■ WORK INSTRUCTIONS ■
Look through the material below and give the number of lines holding "styles", with no other words.

── PROVIDED MATERIAL

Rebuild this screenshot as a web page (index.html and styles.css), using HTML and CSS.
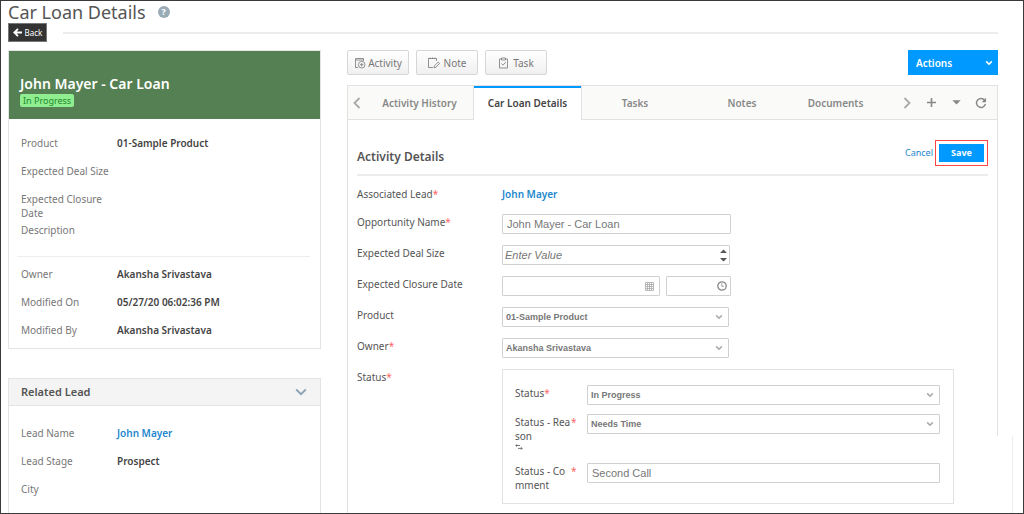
FILE: index.html
```html
<!DOCTYPE html>
<html lang="en">
<head>
<meta charset="utf-8">
<title>Car Loan Details</title>
<link rel="stylesheet" href="styles.css">
</head>
<body class="page">
<svg class="defs" width="0" height="0" aria-hidden="true">
  <symbol id="chev" viewBox="0 0 8 8"><path d="M1.2 2.4 4 5.2 6.8 2.4" fill="none" stroke="currentColor" stroke-width="1.6"/></symbol>
</svg>
<header class="top">
  <div class="title-row">
    <h1 class="title">Car Loan Details</h1>
    <button class="help" aria-label="Help">?</button>
  </div>
  <div class="back-row">
    <button class="back"><svg width="9" height="9" viewBox="0 0 9 9" aria-hidden="true"><path d="M9 4.5H1.5M5 .8 1.3 4.5 5 8.2" fill="none" stroke="currentColor" stroke-width="1.8"/></svg>Back</button>
    <div class="rule"></div>
  </div>
</header>
<div class="columns">
  <aside class="side">
    <section class="card">
      <div class="hero">
        <h2 class="hero-name">John Mayer - Car Loan</h2>
        <span class="badge">In Progress</span>
      </div>
      <dl class="facts">
        <div class="fact"><dt>Product</dt><dd>01-Sample Product</dd></div>
        <div class="fact"><dt>Expected Deal Size</dt><dd></dd></div>
        <div class="fact"><dt>Expected Closure<br>Date</dt><dd></dd></div>
        <div class="fact"><dt>Description</dt><dd></dd></div>
      </dl>
      <dl class="facts facts-meta">
        <div class="fact"><dt>Owner</dt><dd>Akansha Srivastava</dd></div>
        <div class="fact"><dt>Modified On</dt><dd>05/27/20 06:02:36 PM</dd></div>
        <div class="fact"><dt>Modified By</dt><dd>Akansha Srivastava</dd></div>
      </dl>
    </section>
    <section class="card related">
      <div class="related-head">
        <h2 class="related-title">Related Lead</h2>
        <button class="plain slate" aria-label="Collapse"><svg width="12" height="8" viewBox="0 0 12 8"><path d="M1.2 1.5 6 6.2l4.800-4.700" fill="none" stroke="currentColor" stroke-width="1.900"/></svg></button>
      </div>
      <dl class="facts facts-lead">
        <div class="fact"><dt>Lead Name</dt><dd><a class="link" href="#">John Mayer</a></dd></div>
        <div class="fact"><dt>Lead Stage</dt><dd>Prospect</dd></div>
        <div class="fact"><dt>City</dt><dd></dd></div>
      </dl>
    </section>
  </aside>
  <main class="main">
    <div class="toolbar">
      <button class="tool"><svg width="12" height="12" viewBox="0 0 12 12" fill="none" stroke="currentColor" stroke-width=".8" aria-hidden="true"><path d="M4 10.500H1.500v-9h8V4M1.500 3h8"/><circle cx="7.700" cy="7.700" r="3.300"/><path d="M7.700 6v3.400M6 7.700h3.400"/></svg>Activity</button>
      <button class="tool tool-wide"><svg width="12" height="12" viewBox="0 0 12 12" fill="none" stroke="currentColor" stroke-width=".8" aria-hidden="true"><path d="M8.500 4V1.500h-8v9H5M2 .5v1.500M4.500.5v1.500M7 .5v1.500"/><path d="m6 10.800.5-2L10.200 5l1.400 1.400L8 10.200z"/></svg>Note</button>
      <button class="tool tool-wide"><svg width="11" height="12" viewBox="0 0 11 12" fill="none" stroke="currentColor" stroke-width=".8" aria-hidden="true"><path d="M3.500 2h-2v9h8V2h-2M3.500 1h4v2h-4zM3.300 6.500 5 8.200 7.800 5"/></svg>Task</button>
      <button class="actions">Actions<svg width="8" height="8" aria-hidden="true"><use href="#chev"/></svg></button>
    </div>
    <div class="panel">
      <nav class="tabs">
        <button class="plain scroll" aria-label="Previous tabs"><svg width="8" height="12" viewBox="0 0 8 12"><path d="M6.500 1 1.500 6l5 5" fill="none" stroke="currentColor" stroke-width="1.800"/></svg></button>
        <button class="tab">Activity History</button>
        <button class="tab tab-on">Car Loan Details</button>
        <button class="tab">Tasks</button>
        <button class="tab">Notes</button>
        <button class="tab">Documents</button>
        <div class="tab-tools">
          <button class="plain" aria-label="Next tabs"><svg width="8" height="12" viewBox="0 0 8 12"><path d="m1.500 1 5 5-5 5" fill="none" stroke="currentColor" stroke-width="1.800"/></svg></button>
          <button class="plain dark" aria-label="Add tab"><svg width="9" height="9" viewBox="0 0 9 9"><path d="M4.500 0v9M0 4.500h9" stroke="currentColor" stroke-width="1.600"/></svg></button>
          <button class="plain dark" aria-label="Tab menu"><svg width="9" height="5" viewBox="0 0 9 5"><path d="M.3.200h8.400L4.500 4.600z" fill="currentColor"/></svg></button>
          <button class="plain dark" aria-label="Refresh"><svg width="12" height="12" viewBox="0 0 12 12"><path d="M9.600 3.200A4.500 4.500 0 1 0 10.400 7" fill="none" stroke="currentColor" stroke-width="1.400"/><path d="M11 .8v4.400H6.600z" fill="currentColor"/></svg></button>
        </div>
      </nav>
      <form class="form">
        <div class="form-head">
          <h2 class="form-title">Activity Details</h2>
          <a class="cancel" href="#">Cancel</a>
          <div class="save-mark"><button class="save" type="button">Save</button></div>
        </div>
        <div class="fields">
          <div class="row row-text"><span class="label">Associated Lead<i class="req">*</i></span><a class="link" href="#">John Mayer</a></div>
          <div class="row"><label class="label" for="name">Opportunity Name<i class="req">*</i></label><input class="box mid" id="name" type="text" value="John Mayer - Car Loan"></div>
          <div class="row"><label class="label" for="deal">Expected Deal Size</label><div class="wrap mid"><input class="box deal" id="deal" type="number" placeholder="Enter Value"><svg class="adorn spin" width="7" height="13" viewBox="0 0 7 13" aria-hidden="true"><path d="M0 4 3.500.5 7 4zM0 9l3.500 3.500L7 9z" fill="currentColor"/></svg></div></div>
          <div class="row"><label class="label" for="date">Expected Closure Date</label>
            <div class="pair mid">
              <div class="wrap"><input class="box" id="date" type="text"><svg class="adorn" width="9" height="9" viewBox="0 0 9 9" fill="none" stroke="currentColor" aria-hidden="true"><path d="M.5.500h8v8h-8zM.5 2.500h8M.5 4.500h8M.5 6.500h8M2.500.500v8M4.500.500v8M6.500.500v8" stroke-width=".8"/></svg></div>
              <div class="wrap"><input class="box" id="time" type="text" aria-label="Closure time"><svg class="adorn clock" width="10" height="10" viewBox="0 0 10 10" fill="none" stroke="currentColor" aria-hidden="true"><circle cx="5" cy="5" r="4.200" stroke-width="1.300"/><path d="M4.800 2.300v3h2" stroke-width=".8"/></svg></div>
            </div></div>
          <div class="row"><label class="label" for="product">Product</label><div class="wrap mid-pick"><select class="box pick" id="product"><option>01-Sample Product</option></select><svg class="adorn" width="8" height="8" aria-hidden="true"><use href="#chev"/></svg></div></div>
          <div class="row"><label class="label" for="owner">Owner<i class="req">*</i></label><div class="wrap mid-pick"><select class="box pick" id="owner"><option>Akansha Srivastava</option></select><svg class="adorn" width="8" height="8" aria-hidden="true"><use href="#chev"/></svg></div></div>
          <div class="row"><span class="label">Status<i class="req">*</i></span>
            <div class="group">
              <div class="sub"><label class="sub-label" for="status">Status<i class="req">*</i></label><div class="wrap"><select class="box pick" id="status"><option>In Progress</option></select><svg class="adorn" width="8" height="8" aria-hidden="true"><use href="#chev"/></svg></div></div>
              <div class="sub sub-tall"><label class="sub-label" for="reason"><span class="sub-text">Status - Rea<br>son<svg class="link-icon" width="8" height="6" viewBox="0 0 8 6" fill="none" stroke="currentColor" stroke-width=".8" aria-hidden="true"><path d="M5 1.500H.8M2 .3.800 1.500 2 2.700M3 4.400h4.200M6 3.200l1.200 1.200L6 5.600"/></svg></span><i class="req">*</i></label><div class="wrap"><select class="box pick" id="reason"><option>Needs Time</option></select><svg class="adorn" width="8" height="8" aria-hidden="true"><use href="#chev"/></svg></div></div>
              <div class="sub"><label class="sub-label" for="comment"><span class="sub-text">Status - Co<br>mment</span><i class="req">*</i></label><input class="box" id="comment" type="text" value="Second Call"></div>
            </div></div>
        </div>
      </form>
      <div class="edges" aria-hidden="true"><div class="edge-top"></div><div class="edge-low"></div></div>
    </div>
  </main>
</div>
</body>
</html>
```

FILE: styles.css
```css
* { box-sizing: border-box; }
.page {
  margin: 0;
  height: 100vh;
  border: 1px solid #3a3a3a;
  overflow: hidden;
  display: flex;
  flex-direction: column;
  background: #fff;
  color: #555;
  font: 10px/14px "Noto Sans", "Open Sans", sans-serif;
}
.defs { position: absolute; }
button, input, select { font: inherit; margin: 0; }
button { cursor: pointer; }
svg { display: block; flex: none; }
h1, h2, dl, dd { margin: 0; }
.link { color: #2287cd; font-weight: 600; text-decoration: none; }
.req { color: #f66; font-style: normal; }
.plain { display: flex; align-items: center; justify-content: center; padding: 0; border: 0; background: none; color: #aaa; }
.dark { color: #888; }
.slate { color: #8ea3b8; }

.top { padding: 0 25px 0 7px; }
.title-row { display: flex; align-items: center; gap: 12px; height: 22px; }
.title { font-size: 18px; line-height: 22px; font-weight: 400; }
.help { width: 12px; height: 12px; padding: 0; border: 0; border-radius: 50%; background: #9aabb8; color: #fff; font-size: 9px; line-height: 12px; font-weight: 700; }
.back-row { display: flex; align-items: center; gap: 16px; }
.back { display: flex; align-items: center; justify-content: center; gap: 3px; width: 39px; height: 19px; padding: 0; border: 1px solid #777; background: #333; color: #fff; font-size: 8px; line-height: 10px; }
.rule { flex: 1; height: 2px; background: #ececec; }

.columns { flex: 1; min-height: 0; display: grid; grid-template-columns: 313px minmax(0, 1fr); gap: 26px; padding: 8px 25px 0 7px; }
.side { display: flex; flex-direction: column; gap: 29px; }
.card { flex: none; border: 1px solid #e4e4e4; }
.related { flex: 1 0 auto; border-bottom: 0; }
.hero { display: flex; flex-direction: column; align-items: flex-start; gap: 1px; height: 68px; padding: 24px 11px 0; background: #558053; }
.hero-name { color: #fff; font-size: 14px; line-height: 18px; font-weight: 600; }
.badge { padding: 0 3px; border-radius: 2px; background: #90ee90; color: #1d8a2d; font-size: 9px; line-height: 13px; }
.facts { margin: 0 10px 0 8px; padding: 17px 5px 5px 4px; }
.facts-meta { padding: 10px 5px 0 4px; border-top: 1px solid #eee; }
.facts-meta .fact:last-child { min-height: 25px; }
.facts-lead { padding: 20px 5px 0 4px; }
.fact { display: grid; grid-template-columns: 96px 1fr; min-height: 28px; padding-bottom: 3px; }
.fact dt { color: #777; }
.fact dd { color: #444; font-weight: 600; }
.related-head { display: flex; align-items: center; justify-content: space-between; height: 27px; padding: 0 13px 0 12px; border-bottom: 1px solid #e4e4e4; background: #f4f4f4; }
.related-title { font-size: 11px; line-height: 16px; font-weight: 600; }

.main { display: flex; flex-direction: column; gap: 10px; }
.toolbar { display: flex; gap: 7px; }
.tool { display: flex; align-items: center; justify-content: center; gap: 2px; width: 62px; height: 25px; padding: 0; border: 1px solid #d6d6d6; border-radius: 2px; background: linear-gradient(#fff, #f0f0f0); color: #777; }
.tool-wide { gap: 4px; }
.actions { display: flex; align-items: center; justify-content: space-between; width: 90px; height: 25px; margin-left: auto; padding: 0 5px 0 8px; border: 0; background: #09f; color: #fff; font-weight: 600; }
.panel { position: relative; flex: 1; border: 1px solid #e2e2e2; border-width: 1px 0 0 1px; }
.tabs { display: grid; grid-template-columns: 18px 107px 109px 106px 108px minmax(0, 1fr) 122px; height: 34px; margin-right: 1px; }
.tabs > * { background: #fafaf8; border-bottom: 1px solid #e2e2e2; }
.tab { padding: 0; border: 0; border-bottom: 1px solid #e2e2e2; color: #888; font-weight: 600; }
.tab-on { border: 1px solid #e2e2e2; border-width: 0 1px; background: #fff; color: #444; box-shadow: inset 0 2px #09f; }
.tab-tools { display: grid; grid-template-columns: repeat(4, 1fr); padding: 0 4px 0 20px; }

.form { padding: 0 10px 0 9px; }
.form-head { display: flex; align-items: center; height: 56px; padding-top: 12px; border-bottom: 2px solid #ececec; }
.form-title { font-size: 12px; line-height: 18px; padding-top: 8px; font-weight: 600; }
.cancel { margin-left: auto; color: #2287cd; font-size: 9px; text-decoration: none; }
.save-mark { margin-left: 2px; padding: 3px; border: 1px solid #f44; }
.save { display: block; width: 45px; height: 18px; padding: 0; border: 0; background: #09f; color: #fff; font-size: 9px; font-weight: 700; }
.fields { padding-top: 10px; line-height: 16px; }
.row { display: grid; grid-template-columns: 145px minmax(0, 1fr); min-height: 31px; }
.row-text { min-height: 28px; }
.mid { width: 228px; }
.mid-pick { width: 227px; }
.wrap { position: relative; }
.box { display: block; width: 100%; height: 20px; padding: 0 4px; border: 1px solid #d0d0d0; border-radius: 1px; background: #fff; color: #777; font: 11px/18px "Liberation Sans", Arial, sans-serif; outline: 0; }
.box.mid { width: 229px; }
.pick { appearance: none; padding: 0 3px; font-size: 9px; font-weight: 700; }
.deal { padding: 0 2px; appearance: textfield; }
.deal::-webkit-inner-spin-button { appearance: none; margin: 0; }
.deal::placeholder { color: #777; font-style: italic; }
.adorn { position: absolute; right: 6px; top: 6px; color: #aaa; pointer-events: none; }
.spin { right: 3px; top: 4px; color: #555; }
.clock { right: 4px; top: 5px; color: #888; }
.pair { display: grid; grid-template-columns: 158px 65px; gap: 6px; }
.group { width: 452px; max-width: 100%; padding: 15px 13px 20px 12px; border: 1px solid #e2e2e2; line-height: 14px; }
.sub { display: grid; grid-template-columns: 72px minmax(0, 1fr); min-height: 29px; }
.sub-tall { min-height: 49px; }
.sub:last-child { min-height: 20px; height: 20px; }
.sub-label { display: flex; padding-top: 1px; }
.sub-text { width: 56px; white-space: nowrap; }
.link-icon { margin-top: 1px; }
.edges { position: absolute; top: 0; right: -15px; bottom: 0; width: 16px; display: flex; flex-direction: column; pointer-events: none; }
.edge-top { height: 350px; border-left: 1px solid #e2e2e2; }
.edge-low { flex: 1; border-right: 1px solid #eee; }
```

────

■ EXPECTED ANSWER ■
3